To properly construe claims, a court must always examine the claims, the rest of the specification, and, if in evidence, the prosecution history. Vitronics Corp. v. Conceptronic, Inc., 90 F.3d 1576, 1582 (Fed.Cir.1996). However, Vitronics does not bar the courts from ever considering extrinsic evidence. Pitney Bowes, Inc. v. Hewlett-Packard Co., 182 F.3d 1298, 1308 (Fed.Cir.1999). In fact, "it is entirely appropriate, perhaps even preferable, for a court to consult trustworthy extrinsic evidence to ensure that the claim construction... is not inconsistent with clearly expressed, plainly apposite and widely held understandings in the pertinent technical field." Id.
We hold that the district court did not abuse its discretion in admitting or otherwise err in considering or relying on such extrinsic evidence. The court first examined intrinsic evidence such as the specification and the prosecution history, which, it determined, indicated that addition of the limitation on transformation by Agrobacterium and regeneration was intended and understood to exclude monocots. Plant Genetic Sys., 175 F.Supp.2d at 267-68. Having so determined, the district court consulted extrinsic evidence to ensure that its interpretation of the claim language was not inconsistent with the understanding in the technical field as of the filing date of the patent. Such use of extrinsic evidence is permitted.

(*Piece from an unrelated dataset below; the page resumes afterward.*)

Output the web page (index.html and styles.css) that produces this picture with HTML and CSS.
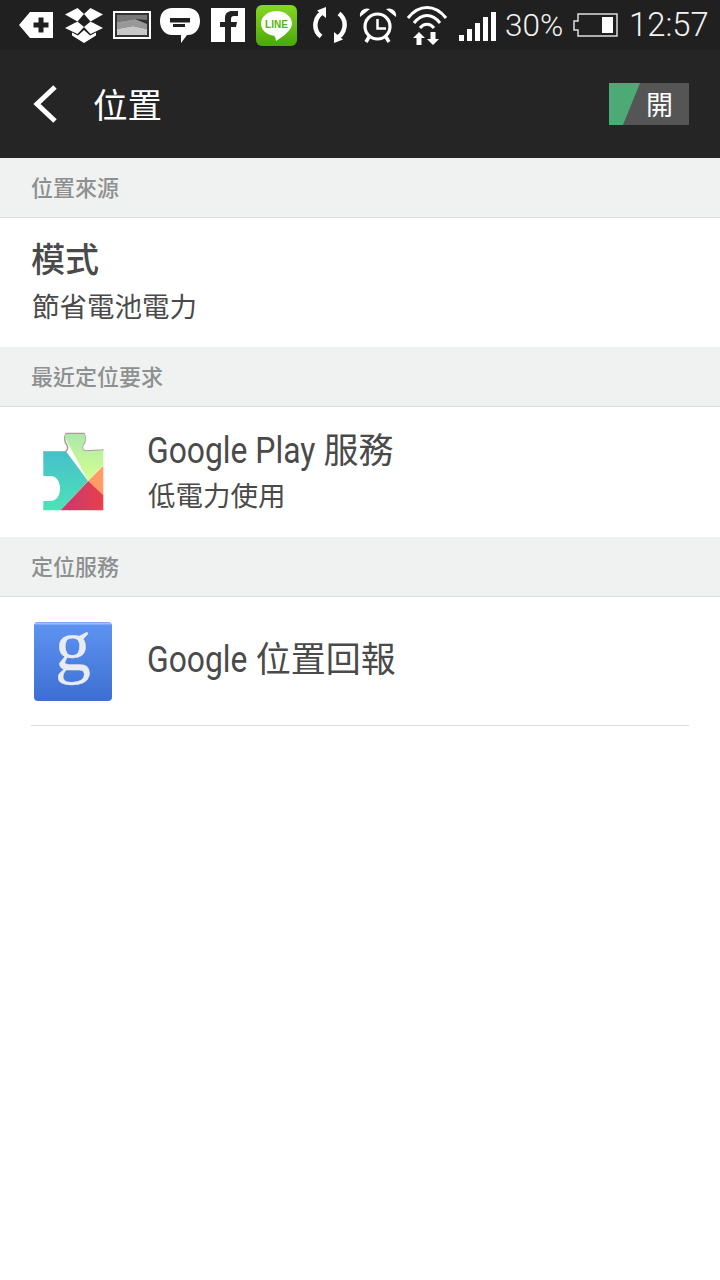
FILE: index.html
```html
<!DOCTYPE html>
<html lang="zh-Hant">
<head>
<meta charset="utf-8">
<title>位置</title>
<link rel="stylesheet" href="styles.css">
</head>
<body>
<div class="status">
  <svg class="si i-back" viewBox="0 0 34 26"><path fill="#fff" fill-rule="evenodd" d="M0 13 11 0H34V26H11ZM19.500 5.500V10.500H14.500V15.500H19.500V20.500H24.500V15.500H29.500V10.500H24.500V5.500Z"/></svg>
  <svg class="si i-drop" viewBox="0 0 38 35"><g fill="#fff"><path d="M12.500 0 19 6 12.500 13.500 0 6.500Z"/><path d="M25.500 0 38 6.500 25.500 13.500 19 6Z"/><path d="M0 20 12.500 13.500 19 19 12.500 26Z"/><path d="M38 20 25.500 13.500 19 19 25.500 26Z"/><path d="M19 22 25 27.500 31 24.500V27.500L19 35 7 27.500V24.500L13 27.500Z"/></g></svg>
  <svg class="si i-img" viewBox="0 0 38 28"><rect x="1" y="1" width="36" height="26" fill="#333" stroke="#fff" stroke-width="2"/><path fill="#777" d="M4 4H34V9L22 8 4 11Z"/><path fill="#999" d="M4 11 22 8 34 13V18L20 15 4 18Z"/><path fill="#c8c8c8" d="M4 18 20 15 34 18V24H4Z"/></svg>
  <svg class="si i-chat" viewBox="0 0 40 35"><path fill="#fff" fill-rule="evenodd" d="M12 0H28C35 0 40 5 40 13S35 27 28 27H27L21 35V27H12C5 27 0 21 0 13S5 0 12 0ZM10 10V14.500H30V10ZM13 16V19H25V16Z"/></svg>
  <svg class="si i-fb" viewBox="0 0 34 34"><path fill="#fff" d="M0 0H34V34H0Z"/><path fill="#222" d="M14 34V19H9V14H14V10C14 5 17 3 21 3H27V8H23C21 8 20 9 20 11V14H26L25 19H20V34Z"/></svg>
  <svg class="si i-line" viewBox="0 0 41 41"><defs><linearGradient id="lg" x1="0" y1="0" x2="0" y2="1"><stop offset="0" stop-color="#84d81f"/><stop offset="1" stop-color="#4ba80c"/></linearGradient></defs><rect width="41" height="41" rx="6" fill="url(#lg)"/><path fill="#fff" d="M20.500 6C29 6 36 11.500 36 18.500 36 25 28 31 20 36 19.500 32 19 31 17 30.500 10 29.500 5 24.500 5 18.500 5 11.500 12 6 20.500 6Z"/><text class="line-t" x="20.500" y="22.500" text-anchor="middle">LINE</text></svg>
  <svg class="si i-sync" viewBox="0 0 36 36"><g fill="none" stroke="#fff" stroke-width="4.500"><path d="M13 4.400A14.500 14.500 0 0 0 9 29.500"/><path d="M23 31.600A14.500 14.500 0 0 0 27 6.500"/></g><path fill="#fff" d="M5 3.500 14 0V11ZM31 32.500 22 36V25Z"/></svg>
  <svg class="si i-alarm" viewBox="0 0 38 37"><g fill="#fff"><path d="M1 10C0 4 5 0 11 2Z"/><path d="M37 10C38 4 33 0 27 2Z"/></g><circle cx="18.500" cy="19.500" r="12.500" fill="none" stroke="#fff" stroke-width="3.200"/><path d="M18.500 12V21.500H27" fill="none" stroke="#fff" stroke-width="2.500"/><path d="M10 30 7 35M27 30 30 35" stroke="#fff" stroke-width="3.500"/></svg>
  <svg class="si i-wifi" viewBox="0 0 42 40"><g fill="none" stroke="#fff" stroke-width="3"><path d="M2 13C13 -1 29 -1 40 13"/><path d="M8 18C16 8 26 8 34 18"/><path d="M14 23C18 18 24 18 28 23"/></g><path fill="#fff" d="M13 27 19 33H15.500V40H10.500V33H7ZM24.500 27H29.500V34H33L27 40 21 34H24.500Z"/></svg>
  <svg class="si i-sig" viewBox="0 0 38 30"><path fill="#fff" d="M0 23H5V29H0ZM8 17H13V29H8ZM16 11H21V29H16ZM24 5H29V29H24ZM32 0H37V29H32Z"/></svg>
  <span class="pct">30%</span>
  <svg class="si i-bat" viewBox="0 0 45 24"><path fill="none" stroke="#ddd" stroke-width="1.500" d="M5 1H44V23H5V17H1V8H5Z"/><rect x="29" y="4" width="11" height="16" fill="#fff"/></svg>
  <span class="time">12:57</span>
</div>

<header class="bar">
  <svg class="back" viewBox="0 0 26 38"><path d="M23 2 5 19 23 36" fill="none" stroke="#fff" stroke-width="5"/></svg>
  <h1 class="title">位置</h1>
  <div class="toggle"><span class="toggle-on"></span><span class="toggle-t">開</span></div>
</header>

<div class="sect">位置來源</div>
<div class="row row-plain">
  <div class="main strong">模式</div>
  <div class="sub">節省電池電力</div>
</div>

<div class="sect">最近定位要求</div>
<div class="row row-icon">
  <svg class="play" viewBox="0 0 66 80">
    <defs>
      <clipPath id="pz"><path d="M3.300 19.700H25C28 18 28 15 27 13 24 9 24 5 26 2H44C46 5 46 9 43 13 42 15 42 18 45 19.300L63.300 18.300V78.300H3.300V69H10C17 69 20 63 20 56.500 20 50 17 44 10 44H3.300Z"/></clipPath>
      <linearGradient id="pt" x1="0" y1="0" x2="0" y2="1"><stop offset="0" stop-color="#46bfcb"/><stop offset="1" stop-color="#4ee3b6"/></linearGradient>
      <linearGradient id="pg" x1="0" y1="0" x2="0" y2="1"><stop offset="0" stop-color="#a9e8ac"/><stop offset="1" stop-color="#d6ff8e"/></linearGradient>
      <linearGradient id="pr" x1="0" y1="0" x2="1" y2="0"><stop offset="0" stop-color="#c23a72"/><stop offset="1" stop-color="#ea4048"/></linearGradient>
    </defs>
    <path d="M3.300 20H25C28 18 28 15 27 13 24 9 24 5 26 1.500H44C46 5 46 9 43 13 42 15 42 18 45 19L63.500 18" fill="none" stroke="#a89e94" stroke-width="1.500"/>
    <g clip-path="url(#pz)">
      <path fill="url(#pt)" d="M0 18H25L48 49 19 80H0Z"/>
      <path fill="url(#pg)" d="M22 0H66V30L48.300 49Z"/>
      <path fill="#ff9c68" d="M48.300 49 66 31V67Z"/>
      <path fill="url(#pr)" d="M48.300 49 66 66V80H19Z"/>
    </g>
  </svg>
  <div class="texts">
    <div class="main"><span class="latin latin-play">Google Play</span> 服務</div>
    <div class="sub">低電力使用</div>
  </div>
</div>

<div class="sect">定位服務</div>
<div class="row row-icon row-last">
  <svg class="gicon" viewBox="0 0 80 80">
    <defs><linearGradient id="gb" x1="0" y1="0" x2="0" y2="1"><stop offset="0" stop-color="#5f94f2"/><stop offset="1" stop-color="#3d6fd2"/></linearGradient></defs>
    <rect x="1" y="1" width="78" height="79" rx="4" fill="url(#gb)"/>
    <path d="M2 2.500H78" stroke="#9cc0f8" stroke-width="2"/>
    <text class="g-t" x="40" y="49" text-anchor="middle">g</text>
  </svg>
  <div class="texts texts-one"><div class="main"><span class="latin latin-g">Google</span> 位置回報</div></div>
</div>
</body>
</html>
```
FILE: styles.css
```css
* { box-sizing: border-box; }
html, body { margin: 0; padding: 0; background: #fff; }
body { width: 720px; font-family: "Noto Sans CJK TC", "Noto Sans", sans-serif; }

.status { display: flex; align-items: center; height: 50px; padding-left: 19px; background: #202020; color: #f2f2f2; font-family: Roboto, sans-serif; font-weight: 300; }
.si { display: block; flex: none; }
.i-back { width: 34px; height: 26px; }
.i-drop { width: 38px; height: 35px; margin-left: 12px; }
.i-img { width: 38px; height: 28px; margin-left: 10px; }
.i-chat { width: 40px; height: 35px; margin-left: 9px; }
.i-fb { width: 34px; height: 34px; margin-left: 11px; }
.i-line { width: 41px; height: 41px; margin-left: 11px; }
.i-sync { width: 36px; height: 36px; margin-left: 15px; }
.i-alarm { width: 38px; height: 37px; margin-left: 11px; }
.i-wifi { width: 42px; height: 40px; margin-left: 9px; }
.i-sig { width: 38px; height: 30px; margin-left: 11px; margin-top: 3px; }
.i-bat { width: 45px; height: 24px; margin-left: 10px; }
.pct { font-size: 31.500px; margin-left: 8px; width: 58px; white-space: nowrap; }
.time { font-size: 32.800px; margin-left: 11px; white-space: nowrap; }
.line-t { font: 700 10px "Liberation Sans", sans-serif; fill: #55b512; }

.bar { display: flex; align-items: center; height: 108px; background: #252525; padding: 0 31px 0 32px; }
.back { width: 26px; height: 38px; flex: none; }
.title { margin: 0 0 0 35px; padding-bottom: 2px; flex: 1; font-size: 34.500px; font-weight: 400; color: #fff; line-height: 1; }
.toggle { position: relative; display: flex; align-items: center; justify-content: flex-end; width: 80px; height: 42px; padding: 0 16px 2px 0; background: #555; }
.toggle-on { position: absolute; left: 0; top: 0; width: 31px; height: 42px; background: #4cab74; clip-path: polygon(0 0, 100% 0, 45% 100%, 0 100%); }
.toggle-t { font-size: 27px; font-weight: 400; line-height: 1; color: #fff; }

.sect { display: flex; align-items: center; height: 60px; padding: 0 0 4px 31px; background: #f0f2f2; border-bottom: 1px solid #dcdede; font-size: 22px; font-weight: 500; color: #8e9090; }
.row { background: #fff; }
.row-plain { height: 129px; padding: 17px 0 0 31px; }
.row-icon { display: flex; align-items: center; height: 130px; }
.row-last { position: relative; height: 129px; margin-right: 31px; }
.row-last::after { content: ""; position: absolute; left: 31px; right: 0; bottom: 0; height: 1px; background: #dcdede; }
.main { font-size: 35px; line-height: 46px; color: #4a4a4a; white-space: nowrap; }
.strong { font-size: 34px; font-weight: 500; margin-bottom: 4px; }
.sub { font-size: 27.500px; line-height: 40px; padding-left: 1px; color: #4a4a4a; white-space: nowrap; }
.texts { padding-bottom: 5px; }
.texts-one { padding-bottom: 6px; }
.play { width: 66px; height: 80px; margin-left: 40px; margin-right: 41px; flex: none; }
.gicon { width: 80px; height: 80px; margin: 0 34px 2px 33px; flex: none; overflow: visible; }
.g-t { font: 400 72px "Liberation Serif", serif; fill: #e8ecf2; stroke: #e8ecf2; stroke-width: 0.300px; }
.latin { display: inline-block; font-family: Roboto, sans-serif; font-size: 37px; transform: scaleX(.86); transform-origin: left center; }
.latin-play { margin-right: -27px; }
.latin-g { margin-right: -16px; }
```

We thus conclude that the district court did not err in its construction that claims 8-9 and 12-15 covered only dicots. Because DeKalb's allegedly infringing products are unquestionably monocots, the district court properly found that the plant and seed claims were not infringed. At the least, its finding of non-infringement cannot be viewed as clearly erroneous.
CONCLUSION
We hold that the district court did not err in concluding that claims 1-5 and 10-11 were proven by defendant to be invalid for lack of enablement. We also hold that the district court correctly construed claims 8-9 and 12-15 to exclude monocots and therefore could not have erred, much less clearly erred, in holding that these claims were not infringed. Accordingly, the judgment of the district court is, in all respects challenged on appeal,
AFFIRMED.
Notes:
Thebar gene is also widely used as a selectable marker, whose herbicide resistance character can help determine whether other genes linked to it have also been incorporated into a cell.
These three patents issued in 1993 and 2000 from either divisional or continuation-in-part applications that were based on one abandoned application filed on June 30, 1986
Chiron Corp. v. Abbott Labs., No. C-93-4380, 1996 WL 209717 (N.D.Cal. Apr.23, 1996).
At the oral argument on appeal, PGS also stated that the district court erred by applying evidence of difficulties in monocot plant transformation to monocot cells. We conclude that the district court did not clearly err in its evidentiary findings. Regarding enablement of the cell claims, although the court used the words "corn transformation" or "transform corn" in its analysis of post-1985 developments inAgrobacterium-mediated transformation, it clearly was addressing the issue of corn-cell transformation rather than transformation and regeneration of a whole corn plant. Plant Genetic Sys., 175 F.Supp.2d at 258-62. Additionally, the court's analysis of electroporation and microprojectile bombardment as well as its conclusion drawn to the cell claims unambiguously focused on corn cells rather than plants.